The view to the right shows the ports of various sizes and shapes in the face of the triple valve body.
At the other end of the body is the cylinder cap, held by three special bolts. It also has a gasket (#131A) to seal it to the body. Fortunately this appears to be in excellent condition. Inside the cylinder you can see the face of the piston (yellow arrow).
Here the piston assembly has been pulled part way out, so you can clearly see the piston itself. It has a brass slip ring to seal it to the cylinder. Diameter is 3 1/2".

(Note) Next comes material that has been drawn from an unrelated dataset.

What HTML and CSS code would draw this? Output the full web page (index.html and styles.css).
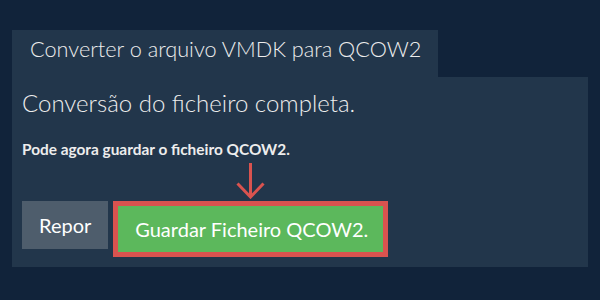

The piston assembly is the most important part of the valve. The piston and its stem (black arrow)are on top. Below that is the slide valve (blue arrow) which wraps around the stem and is held down by a leaf spring. There is also a graduating valve, which you can barely see (red arrow) which rides on top of the inner part of the slide valve. The graduating valve can move back and forth about 5/16" over the slide valve.
Here is the bottom surface of the slide valve. We're not meant to know what all these various little ports do - that will cost you extra. The main point is this: a slight difference in pressure on the piston will cause it to move the graduating valve over the slide valve, but a greater difference in pressure is needed to move the slide valve itself, due to the greater friction.

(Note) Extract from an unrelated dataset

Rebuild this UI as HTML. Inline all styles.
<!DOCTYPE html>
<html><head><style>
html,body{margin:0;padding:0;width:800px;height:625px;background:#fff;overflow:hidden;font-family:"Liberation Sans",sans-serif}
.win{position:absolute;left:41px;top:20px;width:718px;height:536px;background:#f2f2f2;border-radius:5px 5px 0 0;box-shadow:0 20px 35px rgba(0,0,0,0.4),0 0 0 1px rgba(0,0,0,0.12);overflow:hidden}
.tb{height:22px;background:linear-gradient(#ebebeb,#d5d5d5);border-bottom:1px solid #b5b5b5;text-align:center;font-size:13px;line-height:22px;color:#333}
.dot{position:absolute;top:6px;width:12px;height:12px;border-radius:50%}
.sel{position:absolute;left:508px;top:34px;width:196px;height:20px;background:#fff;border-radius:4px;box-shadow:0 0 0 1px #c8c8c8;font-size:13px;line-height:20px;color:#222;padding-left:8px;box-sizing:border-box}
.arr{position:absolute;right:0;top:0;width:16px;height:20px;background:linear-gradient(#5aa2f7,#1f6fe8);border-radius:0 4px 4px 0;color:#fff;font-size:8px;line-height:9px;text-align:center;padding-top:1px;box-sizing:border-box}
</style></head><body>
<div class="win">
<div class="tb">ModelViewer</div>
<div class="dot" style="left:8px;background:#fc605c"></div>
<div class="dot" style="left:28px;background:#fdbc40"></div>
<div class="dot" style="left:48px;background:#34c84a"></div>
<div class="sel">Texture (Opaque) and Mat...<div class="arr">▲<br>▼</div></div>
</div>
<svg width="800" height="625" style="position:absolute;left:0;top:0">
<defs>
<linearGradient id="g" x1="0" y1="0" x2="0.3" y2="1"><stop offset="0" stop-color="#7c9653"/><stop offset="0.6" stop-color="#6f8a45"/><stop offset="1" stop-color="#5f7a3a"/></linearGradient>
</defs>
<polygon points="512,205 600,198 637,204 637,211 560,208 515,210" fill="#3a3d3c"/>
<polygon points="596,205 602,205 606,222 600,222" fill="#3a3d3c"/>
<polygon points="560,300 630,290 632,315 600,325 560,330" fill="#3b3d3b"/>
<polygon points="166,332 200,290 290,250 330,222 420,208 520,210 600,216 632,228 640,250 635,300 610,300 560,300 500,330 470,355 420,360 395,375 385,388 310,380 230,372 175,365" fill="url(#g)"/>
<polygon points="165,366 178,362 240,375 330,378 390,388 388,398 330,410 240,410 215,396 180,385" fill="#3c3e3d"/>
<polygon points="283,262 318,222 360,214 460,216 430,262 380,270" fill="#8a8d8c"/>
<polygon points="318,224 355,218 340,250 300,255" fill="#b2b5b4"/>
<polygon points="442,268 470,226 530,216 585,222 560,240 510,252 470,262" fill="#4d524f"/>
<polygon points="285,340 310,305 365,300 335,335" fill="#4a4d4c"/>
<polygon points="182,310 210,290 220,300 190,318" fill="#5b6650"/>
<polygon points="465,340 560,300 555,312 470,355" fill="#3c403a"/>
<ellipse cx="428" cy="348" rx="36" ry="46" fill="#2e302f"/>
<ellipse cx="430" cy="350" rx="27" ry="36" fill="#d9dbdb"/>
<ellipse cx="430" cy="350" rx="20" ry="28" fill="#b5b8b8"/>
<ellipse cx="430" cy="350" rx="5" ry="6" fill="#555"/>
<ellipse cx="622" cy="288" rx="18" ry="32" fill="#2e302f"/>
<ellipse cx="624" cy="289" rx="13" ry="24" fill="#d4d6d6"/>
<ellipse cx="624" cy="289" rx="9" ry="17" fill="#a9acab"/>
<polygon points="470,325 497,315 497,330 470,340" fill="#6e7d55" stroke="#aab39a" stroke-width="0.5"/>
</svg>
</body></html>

And here's a view of the cylinder. You can see the square cutout at the bottom; this is where the slide valve moves, and you can see some ports in the floor of the cylinder which line up with the slide valve as it moves back and forth.
The other part of the system we need to check is the quick-action portion, shown here in the yellow rectangle. This needs to be cleaned, but we are advised not to lubricate it because it is used so seldom. 

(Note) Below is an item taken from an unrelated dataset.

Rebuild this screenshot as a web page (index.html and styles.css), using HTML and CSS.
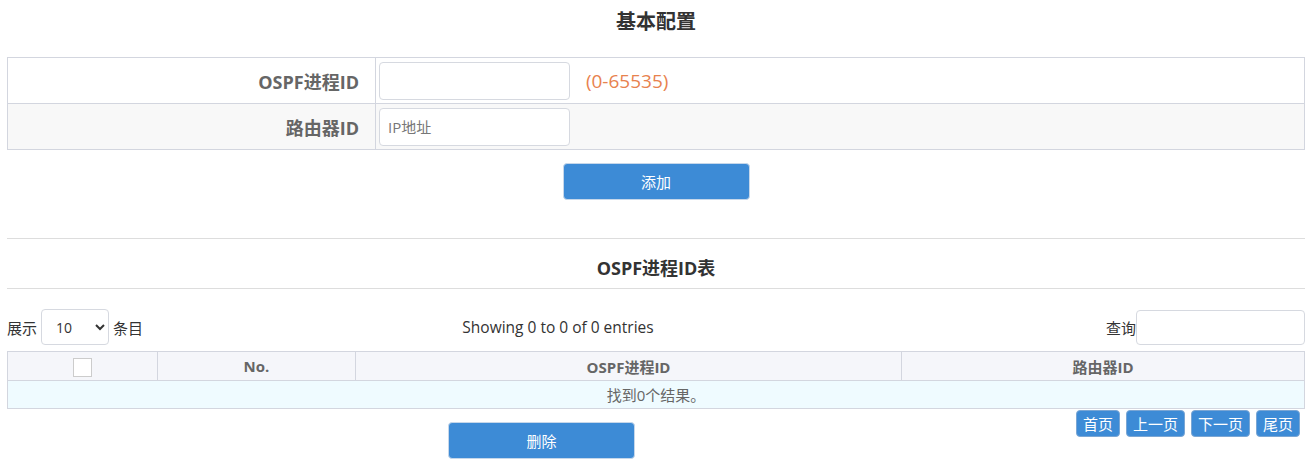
FILE: index.html
```html
<!DOCTYPE html>
<html lang="zh-CN">
<head>
    <meta charset="UTF-8">
    <meta name="viewport" content="width=device-width, initial-scale=1.0">
    <title>OSPF配置</title>
    <link rel="stylesheet" href="styles.css">
</head>
<body>
    <div class="page">
        <h2 class="section-title">基本配置</h2>
        <table class="form-table">
            <tr>
                <th>OSPF进程ID</th>
                <td>
                    <input type="text" class="text-input">
                    <span class="hint">(0-65535)</span>
                </td>
            </tr>
            <tr class="alt">
                <th>路由器ID</th>
                <td>
                    <input type="text" class="text-input" placeholder="IP地址">
                </td>
            </tr>
        </table>
        <div class="actions">
            <button class="btn">添加</button>
        </div>

        <div class="list-title">OSPF进程ID表</div>

        <div class="toolbar">
            <div class="length">
                展示
                <select class="length-select">
                    <option>10</option>
                    <option>25</option>
                    <option>50</option>
                </select>
                条目
            </div>
            <div class="info">Showing 0 to 0 of 0 entries</div>
            <div class="search">
                查询<input type="text" class="search-input">
            </div>
        </div>

        <table class="data-table">
            <thead>
                <tr>
                    <th class="col-check"><span class="checkbox"></span></th>
                    <th class="col-no">No.</th>
                    <th class="col-id">OSPF进程ID</th>
                    <th>路由器ID</th>
                </tr>
            </thead>
            <tbody>
                <tr>
                    <td colspan="4" class="empty">找到0个结果。</td>
                </tr>
            </tbody>
        </table>

        <div class="bottom">
            <div class="bottom-left">
                <button class="btn">删除</button>
            </div>
            <div class="pager">
                <button class="page-btn">首页</button>
                <button class="page-btn">上一页</button>
                <button class="page-btn">下一页</button>
                <button class="page-btn">尾页</button>
            </div>
        </div>
    </div>
</body>
</html>
```

FILE: styles.css
```css
body {
    margin: 0;
    font-family: "Open Sans", "Noto Sans CJK SC", sans-serif;
    font-size: 15px;
    color: #333;
    background: #fff;
}

.page {
    padding: 0 8px 0 7px;
}

.section-title {
    margin: 0;
    padding: 6px 0 0;
    height: 57px;
    box-sizing: border-box;
    text-align: center;
    font-size: 20px;
    font-weight: bold;
    color: #333;
}

.form-table {
    width: 100%;
    border-collapse: collapse;
    border: 1px solid #d3d6df;
}

.form-table th,
.form-table td {
    border: 1px solid #d3d6df;
    height: 45px;
    padding: 0;
}

.form-table th {
    width: 351px;
    padding-right: 16px;
    text-align: right;
    font-size: 18px;
    font-weight: bold;
    color: #666;
}

.form-table td {
    padding-left: 3px;
}

.form-table tr.alt {
    background: #f8f8f8;
}

.text-input {
    width: 191px;
    height: 38px;
    box-sizing: border-box;
    padding: 0 8px;
    border: 1px solid #d6d9e0;
    border-radius: 4px;
    font-family: inherit;
    font-size: 15px;
    color: #333;
    background: #fff;
    vertical-align: middle;
}

.text-input::placeholder {
    color: #777;
}

.hint {
    margin-left: 12px;
    font-size: 19px;
    color: #e8824e;
    vertical-align: middle;
}

.actions {
    display: flex;
    justify-content: center;
    padding: 13px 0 38px;
    border-bottom: 1px solid #ddd;
}

.btn {
    width: 187px;
    height: 37px;
    border: 1px solid #c6d7ea;
    border-radius: 4px;
    background: #3d8bd6;
    color: #fff;
    font-family: inherit;
    font-size: 15px;
    cursor: pointer;
}

.list-title {
    height: 50px;
    box-sizing: border-box;
    padding-top: 15px;
    text-align: center;
    font-size: 18px;
    font-weight: bold;
    color: #333;
    border-bottom: 1px solid #ddd;
}

.toolbar {
    display: flex;
    align-items: center;
    justify-content: space-between;
    padding: 20px 0 6px;
}

.length {
    flex: 1;
    display: flex;
    align-items: center;
    gap: 4px;
}

.length-select {
    width: 68px;
    height: 36px;
    padding: 0 6px 0 10px;
    border: 1px solid #d6d9e0;
    border-radius: 4px;
    background: #fff;
    font-family: inherit;
    font-size: 14px;
    color: #333;
}

.info {
    flex: 1;
    text-align: center;
    font-size: 15.5px;
    margin-left: -196px;
}

.search {
    flex: 1;
    display: flex;
    align-items: center;
    justify-content: flex-end;
}

.search-input {
    width: 169px;
    height: 35px;
    box-sizing: border-box;
    border: 1px solid #d6d9e0;
    border-radius: 4px;
}

.data-table {
    width: 100%;
    border-collapse: collapse;
    border: 1px solid #d3d6df;
}

.data-table th,
.data-table td {
    border: 1px solid #d3d6df;
    padding: 0;
}

.data-table th {
    height: 28px;
    background: #f5f6fa;
    font-size: 15px;
    font-weight: bold;
    color: #666;
}

.col-check {
    width: 149px;
}

.col-no {
    width: 197px;
}

.col-id {
    width: 545px;
}

.checkbox {
    display: inline-block;
    width: 17px;
    height: 17px;
    border: 1px solid #ccc;
    background: #fff;
    vertical-align: middle;
}

.data-table td.empty {
    height: 27px;
    background: #effbff;
    text-align: center;
    font-size: 15px;
    color: #666;
}

.bottom {
    display: flex;
    align-items: flex-start;
}

.bottom-left {
    flex: 1;
    display: flex;
    justify-content: center;
    padding-top: 13px;
}

.pager {
    display: flex;
    gap: 6px;
    padding: 1px 5px 0 0;
}

.page-btn {
    height: 27px;
    padding: 0 6px;
    border: 1px solid #7aa6d4;
    border-radius: 4px;
    background: #3d8bd6;
    color: #fff;
    font-family: inherit;
    font-size: 15px;
    cursor: pointer;
}
```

Well, I can remove the small end of the quick-action valve; here we see the cap, spring, and plug. But the big end seems to be frozen. Maybe some penetrating oil will do its magic. So we wait.... (to be continued).
Meanwhile, let's ponder what all these parts are supposed to do. The motorman charges the system by putting his motorman's valve into release; this charges the brake pipe up to control pipe pressure, 70 psi.
1. If the brake pipe pressure is greater than that in the auxiliary reservoir, the triple valve piston will be pushed all the way into the body, into Release and Recharge position. The triple then releases any brake cylinder pressure to atmosphere, and sends air from the brake pipe and the control pipe into the auxiliary reservoir, to charge it to 70 psi. The brakes are released, so we can move the train. The control pipe provides the quick recharge feature, so the reservoir will be filled quickly.
2. To slow down or stop, the motorman reduces (at a moderate rate) the pressure in the brake pipe. Since the auxiliary now has higher pressure than the brake pipe, the piston moves out to Service position. Air from the auxiliary reservoir flows into the brake cylinder (which can no longer exhaust). So the brakes come on.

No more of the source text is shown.